John Samples is a Vice President at the Cato Institute. He founded and now directs Cato’s Center for Representative Government, which studies freedom of speech, the First Amendment and other aspects of American political institutions. He is currently working on an update to his monograph, ‘Why Government Should not Regulate Content Moderation of Social Media.’ He is also the author of ‘The Struggle to Limit Government: A Modern Political History,’ and ‘The Fallacy of Campaign Finance Reform,’ as well as the co-editor with Michael McDonald of ‘The Marketplace of Democracy.’ Prior to joining Cato, Samples served as Director of Georgetown University Press for eight years, and before that, as Vice President of the Twentieth Century Fund. He has published scholarly articles in journals including Society, History of Political Thought, and Telos along with numerous contributions to edited volumes and has been featured in publications like USA Today, the New York Times, and the Los Angeles Times. Samples received his PhD in political science from Rutgers University.
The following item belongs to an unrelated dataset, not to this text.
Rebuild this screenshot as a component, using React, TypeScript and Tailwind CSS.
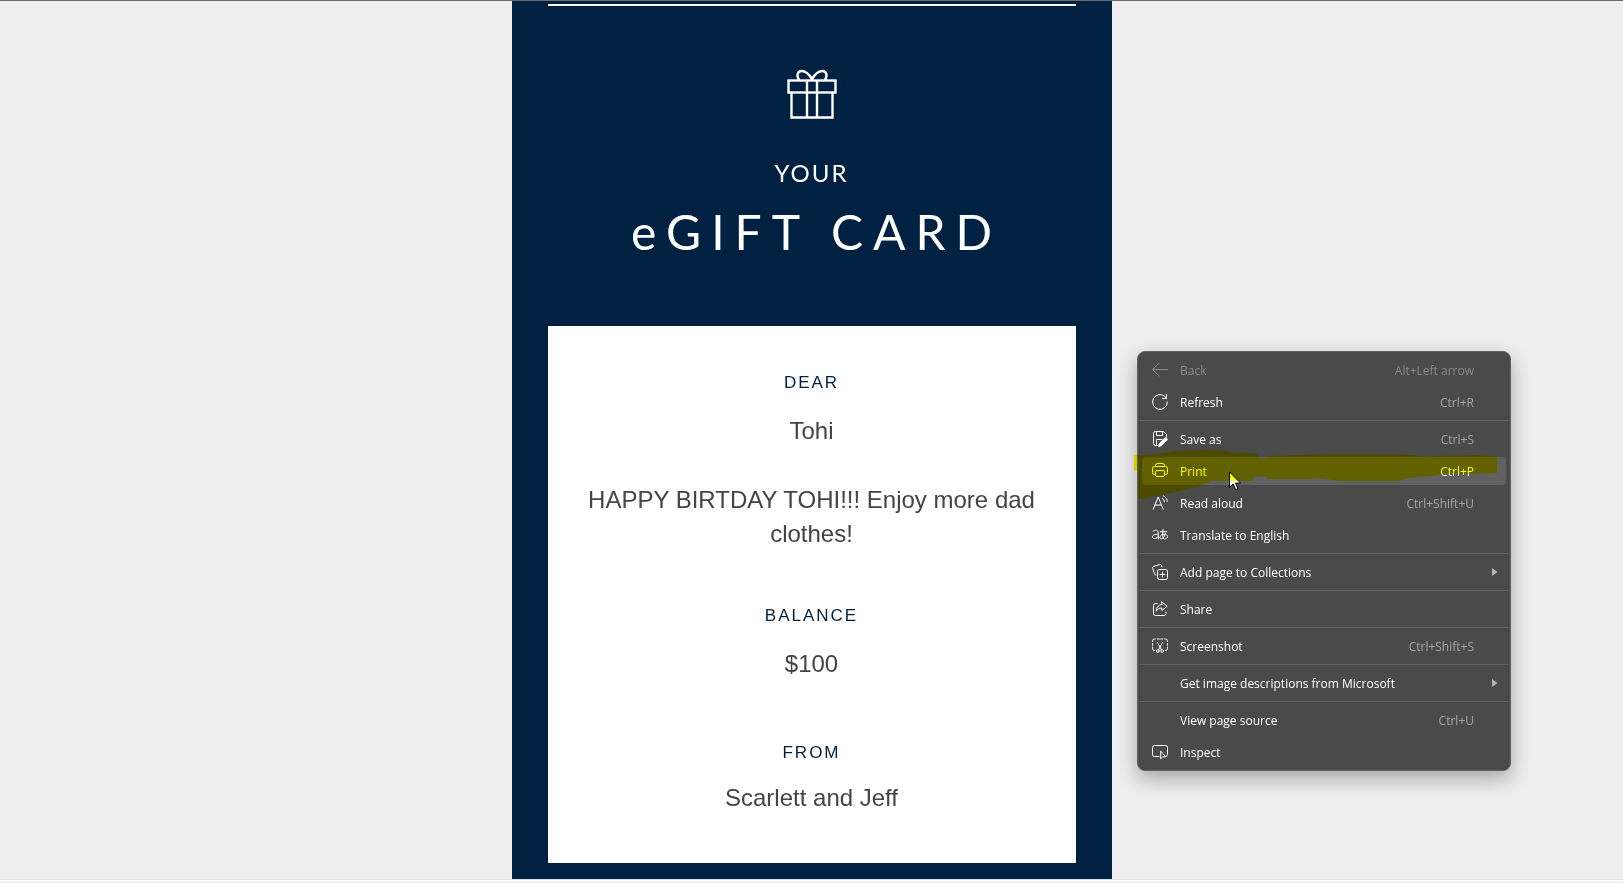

Vivian Schiller is Executive Director of Aspen Digital. Over the last 30 years, Vivian has held executive roles at some of the most respected media organization in the world. Those include: President and CEO of NPR; Global Chair of News at Twitter; General Manager of NYTimes.com; Chief Digital Office of NBC News; chief of the Discovery Times Channel, a joint venture of The New York Times and Discovery Communications; and head of CNN documentary and long form divisions. Documentaries and series produced under her auspices earned multiple honors, including three Peabody Awards, four Alfred I. DuPont-Columbia University Awards, and dozens of Emmys. Schiller is a member of the Council on Foreign Relations; and a Director of the Scott Trust, which owns The Guardian. She is also strategic advisor to Craig Newmark Philanthropies.